A knife-wielding maniac with black leather gloves murders an old woman, a prostitute and a party girl in rapid succession. While travelling by train newlywed Giulia (Uschi Glas) is attacked before her husband Mario (Antonio Sabato) chases the murderer who manages to escape. Although Giulia survives the newspapers report she has died as part of a ruse concocted by Inspector Vismara (Pier Paolo Capponi) to lure the killer into the open. Upon recognizing the dead hooker as a former maid at a hotel run by her parents, Giulia deduces the murder victims including herself were among seven women that witnessed an incident involving a sinister American tourist who just might be the killer. With Mario's help the police try to locate and save the other women but prove spectacularly inept as they are alternately strangled with a telephone cord, drowned in a bathtub and eviscerated with a power drill.

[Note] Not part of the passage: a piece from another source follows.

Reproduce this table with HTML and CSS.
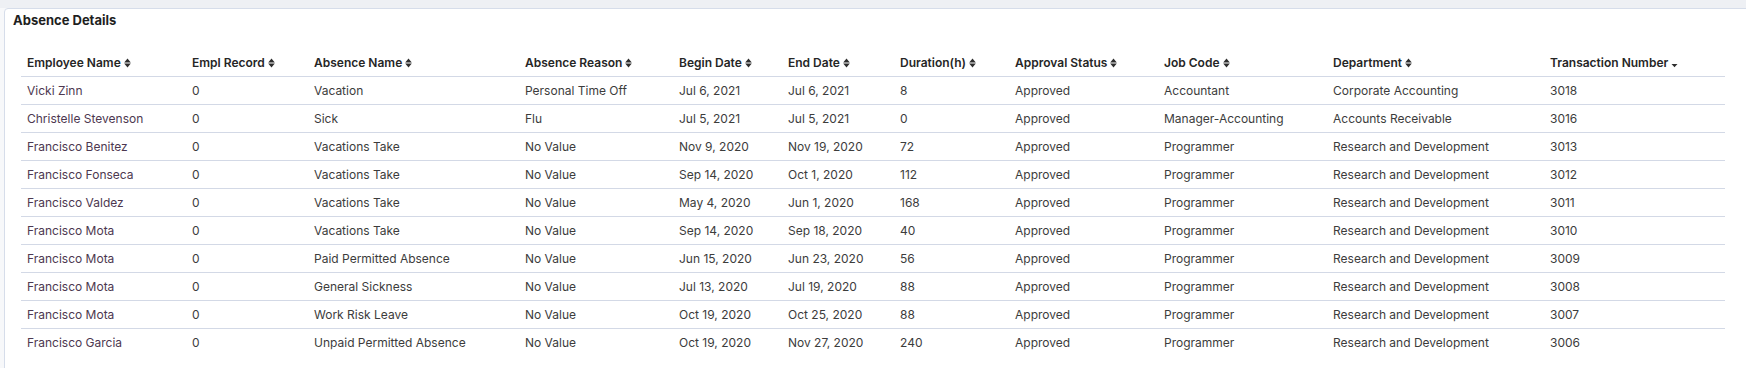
FILE: index.html
```html
<!DOCTYPE html>
<html lang="en">
<head>
<meta charset="utf-8">
<title>Absence Details</title>
<link rel="stylesheet" href="styles.css">
</head>
<body>
<div class="topstrip"></div>
<section class="card">
  <h2 class="card-title">Absence Details</h2>
  <table class="grid">
    <colgroup>
      <col class="c1"><col class="c2"><col class="c3"><col class="c4"><col class="c5"><col class="c6"><col class="c7"><col class="c8"><col class="c9"><col class="c10"><col class="c11">
    </colgroup>
    <thead>
      <tr>
        <th>Employee Name<svg class="sort" viewBox="0 0 7 10"><path d="M0.2 4.4 L3.5 0.4 L6.8 4.4 Z M0.2 5.6 L3.5 9.6 L6.8 5.6 Z"/></svg></th>
        <th>Empl Record<svg class="sort" viewBox="0 0 7 10"><path d="M0.2 4.4 L3.5 0.4 L6.8 4.4 Z M0.2 5.6 L3.5 9.6 L6.8 5.6 Z"/></svg></th>
        <th>Absence Name<svg class="sort" viewBox="0 0 7 10"><path d="M0.2 4.4 L3.5 0.4 L6.8 4.4 Z M0.2 5.6 L3.5 9.6 L6.8 5.6 Z"/></svg></th>
        <th>Absence Reason<svg class="sort" viewBox="0 0 7 10"><path d="M0.2 4.4 L3.5 0.4 L6.8 4.4 Z M0.2 5.6 L3.5 9.6 L6.8 5.6 Z"/></svg></th>
        <th>Begin Date<svg class="sort" viewBox="0 0 7 10"><path d="M0.2 4.4 L3.5 0.4 L6.8 4.4 Z M0.2 5.6 L3.5 9.6 L6.8 5.6 Z"/></svg></th>
        <th>End Date<svg class="sort" viewBox="0 0 7 10"><path d="M0.2 4.4 L3.5 0.4 L6.8 4.4 Z M0.2 5.6 L3.5 9.6 L6.8 5.6 Z"/></svg></th>
        <th>Duration(h)<svg class="sort" viewBox="0 0 7 10"><path d="M0.2 4.4 L3.5 0.4 L6.8 4.4 Z M0.2 5.6 L3.5 9.6 L6.8 5.6 Z"/></svg></th>
        <th>Approval Status<svg class="sort" viewBox="0 0 7 10"><path d="M0.2 4.4 L3.5 0.4 L6.8 4.4 Z M0.2 5.6 L3.5 9.6 L6.8 5.6 Z"/></svg></th>
        <th>Job Code<svg class="sort" viewBox="0 0 7 10"><path d="M0.2 4.4 L3.5 0.4 L6.8 4.4 Z M0.2 5.6 L3.5 9.6 L6.8 5.6 Z"/></svg></th>
        <th>Department<svg class="sort" viewBox="0 0 7 10"><path d="M0.2 4.4 L3.5 0.4 L6.8 4.4 Z M0.2 5.6 L3.5 9.6 L6.8 5.6 Z"/></svg></th>
        <th>Transaction Number<svg class="sort" viewBox="0 0 7 10"><path d="M0.5 6 L3.5 9.2 L6.5 6 Z"/></svg></th>
      </tr>
    </thead>
    <tbody>
      <tr><td class="name">Vicki Zinn</td><td>0</td><td>Vacation</td><td>Personal Time Off</td><td>Jul 6, 2021</td><td>Jul 6, 2021</td><td>8</td><td>Approved</td><td>Accountant</td><td>Corporate Accounting</td><td>3018</td></tr>
      <tr><td class="name">Christelle Stevenson</td><td>0</td><td>Sick</td><td>Flu</td><td>Jul 5, 2021</td><td>Jul 5, 2021</td><td>0</td><td>Approved</td><td>Manager-Accounting</td><td>Accounts Receivable</td><td>3016</td></tr>
      <tr><td class="name">Francisco Benitez</td><td>0</td><td>Vacations Take</td><td>No Value</td><td>Nov 9, 2020</td><td>Nov 19, 2020</td><td>72</td><td>Approved</td><td>Programmer</td><td>Research and Development</td><td>3013</td></tr>
      <tr><td class="name">Francisco Fonseca</td><td>0</td><td>Vacations Take</td><td>No Value</td><td>Sep 14, 2020</td><td>Oct 1, 2020</td><td>112</td><td>Approved</td><td>Programmer</td><td>Research and Development</td><td>3012</td></tr>
      <tr><td class="name">Francisco Valdez</td><td>0</td><td>Vacations Take</td><td>No Value</td><td>May 4, 2020</td><td>Jun 1, 2020</td><td>168</td><td>Approved</td><td>Programmer</td><td>Research and Development</td><td>3011</td></tr>
      <tr><td class="name">Francisco Mota</td><td>0</td><td>Vacations Take</td><td>No Value</td><td>Sep 14, 2020</td><td>Sep 18, 2020</td><td>40</td><td>Approved</td><td>Programmer</td><td>Research and Development</td><td>3010</td></tr>
      <tr><td class="name">Francisco Mota</td><td>0</td><td>Paid Permitted Absence</td><td>No Value</td><td>Jun 15, 2020</td><td>Jun 23, 2020</td><td>56</td><td>Approved</td><td>Programmer</td><td>Research and Development</td><td>3009</td></tr>
      <tr><td class="name">Francisco Mota</td><td>0</td><td>General Sickness</td><td>No Value</td><td>Jul 13, 2020</td><td>Jul 19, 2020</td><td>88</td><td>Approved</td><td>Programmer</td><td>Research and Development</td><td>3008</td></tr>
      <tr><td class="name">Francisco Mota</td><td>0</td><td>Work Risk Leave</td><td>No Value</td><td>Oct 19, 2020</td><td>Oct 25, 2020</td><td>88</td><td>Approved</td><td>Programmer</td><td>Research and Development</td><td>3007</td></tr>
      <tr><td class="name">Francisco Garcia</td><td>0</td><td>Unpaid Permitted Absence</td><td>No Value</td><td>Oct 19, 2020</td><td>Nov 27, 2020</td><td>240</td><td>Approved</td><td>Programmer</td><td>Research and Development</td><td>3006</td></tr>
    </tbody>
  </table>
</section>
</body>
</html>
```
FILE: styles.css
```css
html, body {
  margin: 0;
  padding: 0;
}
body {
  background: #f7f8fa;
  font-family: Inter, "Noto Sans", "Liberation Sans", sans-serif;
  color: #333;
  overflow: hidden;
  width: 1746px;
  height: 368px;
}
.topstrip {
  height: 8px;
  background: #eef0f4;
}
.card {
  margin-left: 4px;
  margin-right: -20px;
  background: #fff;
  border: 1px solid #d6ddea;
  border-radius: 4px 0 0 0;
  padding: 3px 0 20px 0;
  min-height: 360px;
  box-sizing: border-box;
}
.card-title {
  margin: 0 0 21px 8px;
  font-size: 13px;
  line-height: 16px;
  font-weight: 700;
  color: #1f1f1f;
}
.grid {
  margin-left: 16px;
  width: 1704px;
  border-collapse: collapse;
  table-layout: fixed;
  font-size: 12px;
}
.c1 { width: 165px; }
.c2 { width: 122px; }
.c3 { width: 211px; }
.c4 { width: 154px; }
.c5 { width: 109px; }
.c6 { width: 112px; }
.c7 { width: 115px; }
.c8 { width: 149px; }
.c9 { width: 169px; }
.c10 { width: 217px; }
.c11 { width: 181px; }
.grid th,
.grid td {
  height: 27px;
  padding: 0 6px;
  text-align: left;
  vertical-align: middle;
  white-space: nowrap;
  border-bottom: 1px solid #d3d9e6;
  line-height: 14px;
}
.grid tbody tr:last-child td {
  border-bottom: none;
}
.grid th {
  font-weight: 600;
  color: #262626;
}
.grid td {
  color: #3c3c3c;
}
.grid td.name {
  color: #4d3850;
}
.sort {
  width: 7px;
  height: 10px;
  margin-left: 3px;
  vertical-align: -1px;
  fill: #2e2e2e;
}
```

Technically Sette orchidee machiate de rosso or Seven Blood-Stained Orchids was the last in Rialto Films series of 'krimi' thrillers adapted from the pulp novels of Edgar Wallace. However, in the first instance the script incorporates a substantial portion from a novel by another celebrated crime writer Cornel Woolrich. Secondly, like its immediate predecessor in the series: What Have You Done to Solange? (1971), this West German-Italian co-production is more or less a giallo. Along with ditching the Edgar Wallace movies' stock cast of lovably wacky Scotland Yard detectives (although cute button-nosed Uschi Glas reprises her regular role as an imperiled heroine) gone is the series familiar, eccentric mix of campy comic book horror and cosy comedy. In its place the film adopts a more serious tone albeit with an emphasis on lurid misogyny and sadistic murder set-pieces. Which was in keeping with the Italian style then-enthusing the European film market whilst leaving the West German-made krimis looking decidedly old-fashioned. No doubt the head honchos at Rialto figured: if you can't beat 'em, join 'em before handing directing duties to Italian workhorse Umberto Lenzi, then in the midst of a run of internationally-successful gialli.
The influence of Dario Argento is evident, not just in the graphic bloodshed but the potentially interesting plot conceit of turning Giulia into an amateur sleuth out to solve her own 'murder.' Thus combining the roles of victim and detective, foregrounding the protagonist's vulnerability and also heightening suspense. Alas, the unfocused narrative dilutes its own concept by constantly switching point-of-view back-and-forth from Giulia to Mario and the police in a presumed effort to seem complex that proves merely frustrating. As portrayed by the near-legendarily charmless Antonio Sabato, Mario is an especially vapid lead. He contributes little beyond arching a condescending eyebrow at the counter-cultural types: hippies, homosexuals and oft-scantily-clad 'loose women' that populate the supporting cast, inviting the conservative audience to tut-tut along while vicariously savoring their excesses.
Each of the glamorous special guest victims are portrayed by past and future giallo scream queens including Marina Malfatti, Rossella Falk and Marissa Mell (delivering a surprisingly bad performance as twin sisters). All disrobe to give the viewer an eyeful of their charms before being brutally slain (in the aftermath of Malfatti's murder, colored paint drips fetchingly onto her bare breasts). Lenzi does a competent if not exactly inspired job handling the suspense sequences. In interviews the notoriously self-aggrandizing director often points out, with some justification, that his razor attack in an elevator and vicious power-drill murder influenced similar scenes in Dressed to Kill (1980) and Body Double (1984). Yet there is no denying Brian De Palma staged them with greater flair. Bright colors and production design along with far-out Seventies fashions leave this among Lenzi's more visually appealing productions though he brings little style to the labyrinthine mystery as it plods from murder-to-murder. The finale is particularly ludicrous as Mario and the police concoct an outrageous ploy using Giulia as bait without her knowledge. In addition the revelation of the killer's identity is curiously casual and lacks the satirical charge Lucio Fulci brought to Don't Torture a Duckling (1972). Music by Riz Ortolani who as an in-joke recycles his theme song 'Why?' from Lenzi's earlier giallo So Sweet... So Perverse (1969).
Prolific, workmanlike Italian director and writer who dabbled in most genres throughout his 40 year career. Started work as a film critic before making his directing debut in 1961 with the sea-faring adventure flick Queen of the Seas. The two decades years saw Lenzi churn out westerns, historical dramas, Bond-esquespy yarns and giallo thrillers among others.
It was his 1972 proto-cannibal film Deep River Savages that led to the best known phase of his career, with notorious gore-epics Cannibal Ferox and Eaten Alive and zombie shlocker Nightmare City quickly becoming favourites amongst fans of spaghetti splatter. Continued to plug away in the horror genre before retiring in 1996.